2. It is contended, on the other hand, that the order is appealable under Section 588(m) of the new Code, which gives an appeal. It appears to us that the appeal lies. The opinions recorded by the Chief Justice and Mr. Justice Jackson in the Pull Bench case of Runjit Singh v. Meherban Koer (I.L.R., 3 Cal., 662) support this view, and we see no reason to differ from these learned Judges. As regards the merits of the case, the law requires a sale of land in execution to be preceded by a notice published at least thirty days before the sale. The sale in this instance took place upon the 3rd of June 1878. The proclamation was made upon the 10th of the preceding month of May.

3. It is contended, however, that there was a written consent to the sale given by the judgment-debtor, such a consent as by virtue of Section 290 of the new Code does away with the necessity for a proclamation to be made thirty days before the sale.

4. It is further contended that the day on which the sale took place (3rd of June) was really fixed by adjournment, the sale having been originally fixed for the 3rd of May.

5. The written consent upon which the appellants rely is an application made by the judgment-debtor upon the day of the actual sale.

6. This application was for the sale of an eight-pie share of the property, on the ground that such a fractional part would realize by sale enough to satisfy the outstanding balance due on the decree. Section 284 of the new Code authorizes the Court to sell such portion of the property attached as may be sufficient to satisfy the decree.

7. It appears to us that this application did not amount to such a consent in writing as under Section 290 would operate as a waiver of the proclamation. We think that it merely amounted to a request made by the judgment-debtor that if his property must be sold, at any rate it was unnecessary to sell the whole of it; and it is to be further noted that there was a second application to sell a further share of eight pies, which, according to the result of the first sale, would have probably sufficed to satisfy the decree; and that this must be taken to be what the judgment-debtor consented to, if his consent is to be relied on.

8. With regard to the second objection, namely, that the 3rd of June was merely an adjourned day, it appears that the decree was passed on the 29th of November 1875, and the first application for execution was made on the 12th of November 1877. On the 16th of November 1877 the sale was fixed for the 4th of February 1878, and a proclamation was made on the 27th of November 1877 in the Court-house. On the day fixed for the sale, the judgment-debtor applied for a postponement, which was at first refused, but later on the same day the judgment-debtor made another application, and, with the consent of the judgment-creditor, the sale was postponed for a week, on the condition that the judgment-debtor would pay the debt within that period; if he did not do so, the sale was to take place on the 12th of February.
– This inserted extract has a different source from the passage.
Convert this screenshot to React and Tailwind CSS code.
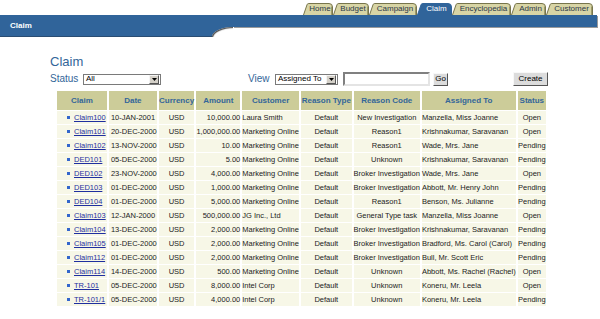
import React from "react";

const tabs = [
  { label: "Home", w: 30, cls: "w-[30px]" },
  { label: "Budget", w: 36, cls: "w-[36px]" },
  { label: "Campaign", w: 48, cls: "w-[48px]" },
  { label: "Claim", w: 35, cls: "w-[35px]", active: true },
  { label: "Encyclopedia", w: 59, cls: "w-[59px]" },
  { label: "Admin", w: 35, cls: "w-[35px]" },
  { label: "Customer", w: 47, cls: "w-[47px]" },
];

const rows = [
  ["Claim100", "10-JAN-2001", "USD", "10,000.00", "Laura Smith", "Default", "New Investigation", "Manzella, Miss Joanne", "Open"],
  ["Claim101", "20-DEC-2000", "USD", "1,000,000.00", "Marketing Online", "Default", "Reason1", "Krishnakumar, Saravanan", "Open"],
  ["Claim102", "13-NOV-2000", "USD", "10.00", "Marketing Online", "Default", "Reason1", "Wade, Mrs. Jane", "Pending"],
  ["DED101", "05-DEC-2000", "USD", "5.00", "Marketing Online", "Default", "Unknown", "Krishnakumar, Saravanan", "Pending"],
  ["DED102", "23-NOV-2000", "USD", "4,000.00", "Marketing Online", "Default", "Broker Investigation", "Wade, Mrs. Jane", "Open"],
  ["DED103", "01-DEC-2000", "USD", "1,000.00", "Marketing Online", "Default", "Broker Investigation", "Abbott, Mr. Henry John", "Pending"],
  ["DED104", "01-DEC-2000", "USD", "5,000.00", "Marketing Online", "Default", "Reason1", "Benson, Ms. Julianne", "Pending"],
  ["Claim103", "12-JAN-2000", "USD", "500,000.00", "JG Inc., Ltd", "Default", "General Type task", "Manzella, Miss Joanne", "Open"],
  ["Claim104", "13-DEC-2000", "USD", "2,000.00", "Marketing Online", "Default", "Broker Investigation", "Krishnakumar, Saravanan", "Pending"],
  ["Claim105", "01-DEC-2000", "USD", "2,000.00", "Marketing Online", "Default", "Broker Investigation", "Bradford, Ms. Carol (Carol)", "Pending"],
  ["Claim112", "01-DEC-2000", "USD", "2,000.00", "Marketing Online", "Default", "Broker Investigation", "Bull, Mr. Scott Eric", "Pending"],
  ["Claim114", "14-DEC-2000", "USD", "500.00", "Marketing Online", "Default", "Unknown", "Abbott, Ms. Rachel (Rachel)", "Open"],
  ["TR-101", "05-DEC-2000", "USD", "8,000.00", "Intel Corp", "Default", "Unknown", "Koneru, Mr. Leela", "Open"],
  ["TR-101/1", "05-DEC-2000", "USD", "4,000.00", "Intel Corp", "Default", "Unknown", "Koneru, Mr. Leela", "Pending"],
];

const headers = [
  { t: "Claim", cls: "w-[51px]" },
  { t: "Date", cls: "w-[47px]" },
  { t: "Currency", cls: "w-[36px]" },
  { t: "Amount", cls: "w-[44px]" },
  { t: "Customer", cls: "w-[54px]" },
  { t: "Reason Type", cls: "w-[52px]" },
  { t: "Reason Code", cls: "w-[66px]" },
  { t: "Assigned To", cls: "w-[92px]" },
  { t: "Status", cls: "w-[29px]" },
];

const cellAlign = [
  "text-left",
  "text-left pl-[2px]",
  "text-center",
  "text-right",
  "text-left",
  "text-center",
  "text-center",
  "text-left",
  "text-center",
];

function Tab({ t }) {
  const w = t.w;
  const d = `M0.5 12 L4 1.8 Q4.4 0.5 5.8 0.5 L${w - 4} 0.5 Q${w - 0.5} 0.5 ${w - 0.5} 4 L${w - 0.5} 12`;
  return (
    <div className={`relative h-[12px] ${t.cls} flex items-center justify-center pl-[4px]`}>
      <svg className="absolute inset-0" width={w} height="12" viewBox={`0 0 ${w} 12`}>
        <path d={d} fill={t.active ? "#30649a" : "#d8d5a5"} stroke={t.active ? "#30649a" : "#77754c"} strokeWidth="1" />
        {!t.active && <path d={`M${w - 1.5} 3.5 L${w - 1.5} 12`} stroke="#9d9a6a" strokeWidth="1" />}
      </svg>
      <span className={`relative text-[8px] leading-none ${t.active ? "text-white" : "text-[#2b3848]"}`}>{t.label}</span>
    </div>
  );
}

function Arrow() {
  return (
    <span className="w-[10px] h-[9px] mr-[1px] bg-[#d4d0c8] border border-t-[#f4f4f4] border-l-[#f4f4f4] border-b-[#555] border-r-[#555] flex items-center justify-center">
      <svg width="5" height="3" viewBox="0 0 5 3">
        <path d="M0 0 L5 0 L2.5 3 Z" fill="#000" />
      </svg>
    </span>
  );
}

export default function App() {
  return (
    <div className="w-[600px] h-[319px] bg-white overflow-hidden font-['Liberation_Sans',Arial,sans-serif]">
      {/* tabs */}
      <div className="h-[15px] flex justify-end items-end pr-[7px]">
        {tabs.map((t) => (
          <Tab key={t.label} t={t} />
        ))}
      </div>
      {/* blue bar */}
      <div className="flex mr-[3px]">
        <div className="w-[212px] h-[22px] bg-[#30649a] border-b border-b-[#2a4d72] flex items-center pl-[10px]">
          <span className="text-white text-[8px] font-bold">Claim</span>
        </div>
        <div className="w-[21px] h-[22px] bg-[#30649a] flex flex-col justify-end">
          <div className="h-[10px] w-full bg-white rounded-tl-[21px_10px] shadow-[inset_1px_1px_1px_#4a4a4a]" />
        </div>
        <div className="flex-1 h-[12px] bg-[#30649a] shadow-[1px_1px_0_#9a9a9a]" />
      </div>

      {/* body */}
      <div className="pl-[50px] pr-[52px]">
        <div className="mt-[17px] h-[15px] text-[13px] leading-[15px] text-[#336699]">Claim</div>
        <div className="mt-[3px] h-[14px] flex items-center">
          <span className="text-[10px] leading-none text-[#336699] w-[33px]">Status</span>
          <div className="w-[78px] h-[11px] flex items-center border border-[#7a7a7a] bg-white">
            <span className="flex-1 pl-[2px] text-[8px] leading-none text-black">All</span>
            <Arrow />
          </div>
          <span className="ml-[87px] text-[10px] leading-none text-[#336699] w-[27px]">View</span>
          <div className="w-[63px] h-[11px] flex items-center border border-[#7a7a7a] bg-white">
            <span className="flex-1 pl-[2px] text-[8px] leading-none text-black whitespace-nowrap">Assigned To</span>
            <Arrow />
          </div>
          <div className="ml-[5px] w-[87px] h-[14px] bg-white border-2 border-t-[#808080] border-l-[#808080] border-b-[#e4e4e4] border-r-[#e4e4e4]" />
          <div className="ml-[3px] w-[15px] h-[13px] bg-[#dcdcdc] border border-t-[#f8f8f8] border-l-[#f8f8f8] border-b-[#555] border-r-[#555] flex items-center justify-center text-[8px] leading-none text-black">
            Go
          </div>
          <div className="ml-auto w-[35px] h-[14px] bg-[#dcdcdc] border border-t-[#f8f8f8] border-l-[#f8f8f8] border-b-[#555] border-r-[#555] flex items-center justify-center text-[8px] leading-none text-black">
            Create
          </div>
        </div>

        <table className="mt-[4px] ml-[5px] border-separate border-spacing-x-[2px] border-spacing-y-[1px] table-fixed">
          <thead>
            <tr>
              {headers.map((h) => (
                <th
                  key={h.t}
                  className={`${h.cls} h-[19px] p-0 bg-[#cccc99] text-[8px] leading-none font-bold text-[#336699] text-center whitespace-nowrap`}
                >
                  {h.t}
                </th>
              ))}
            </tr>
          </thead>
          <tbody>
            {rows.map((r) => (
              <tr key={r[0]}>
                {r.map((c, i) => (
                  <td
                    key={i}
                    className={`h-[13px] p-0 bg-[#f7f7e7] text-[7.5px] leading-[13px] text-[#222] whitespace-nowrap overflow-visible ${cellAlign[i]}`}
                  >
                    {i === 0 ? (
                      <span className="flex items-center pl-[10px]">
                        <span className="w-[3px] h-[3px] bg-[#3366cc]" />
                        <span className="ml-[4px] text-[#1f2fa0] underline">{c}</span>
                      </span>
                    ) : (
                      c
                    )}
                  </td>
                ))}
              </tr>
            ))}
          </tbody>
        </table>
      </div>
    </div>
  );
}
9. On the 11th of February another application was made for postponement. It was granted, and the sale was postponed until the 23rd of February.

10. There was another adjournment until the 1st of April, and a fresh proclamation was made on the 28th of February in the Court-house. Three days before the 1st of April the judgment-debtor applied to have the money raised, not by sale, but by his property being taken under the management of the Collector under Section 326 of the Code. Thereupon the sale was postponed until the 6th of May, and the Court published a new proclamation on the 5th of April in the Court-house. The Court at the same time referred to the Collector asking him to act under Section 326; but as the Collector did not reply, the Court itself fixed the 3rd of June for the sale.

11. The cases cited do not support the contention that this should be treated as an adjourned sale, requiring no fresh notification. The first case–Roy Gowree Nath Sahoy v. Shah Fukeer Chand (18 W.R., 347)–was a mere adjournment de, die in diem, which constantly must happen when the list of properties for sale is more than can be sold in one day. In the other cases fresh notice had been expressly waived. In the present instance the adjournment of the 8th May was not at the request of the debtor, though it may have been in his interest, and there was no waiver; and therefore a strict compliance with the law was requisite.

12. Lastly, on the question of substantial injury, we think that the debtor made out a sufficient case for the cancelment of the sale. He made an application which the Court could have complied with under Section 284. The fact that an eight-pie share had been sold for Rs. 5,000 was good evidence that the application was reasonable, and therefore the Court was bound to exercise its discretion. “Discretion, when applied to a Court of law, means discretion guided by law. It must be governed by rule and not by humour. It must not be arbitrary, vague, and fanciful, but legal and regular”–Lord Mansfield in Wilkes’s case (4 Burrough’s Rep., 2539). The result of the refusal to exercise its discretion has been, as far as we can judge, to sacrifice the property of the debtor, one-half of which might have been saved altogether, whereas it was all sold at an inadequate price. The sale of the entire two-annas share was irregular from want of due notice, and was moreover one which the Court in the exercise of a sound discretion ought not to have held at all.

13. We would therefore dismiss the appeal with costs.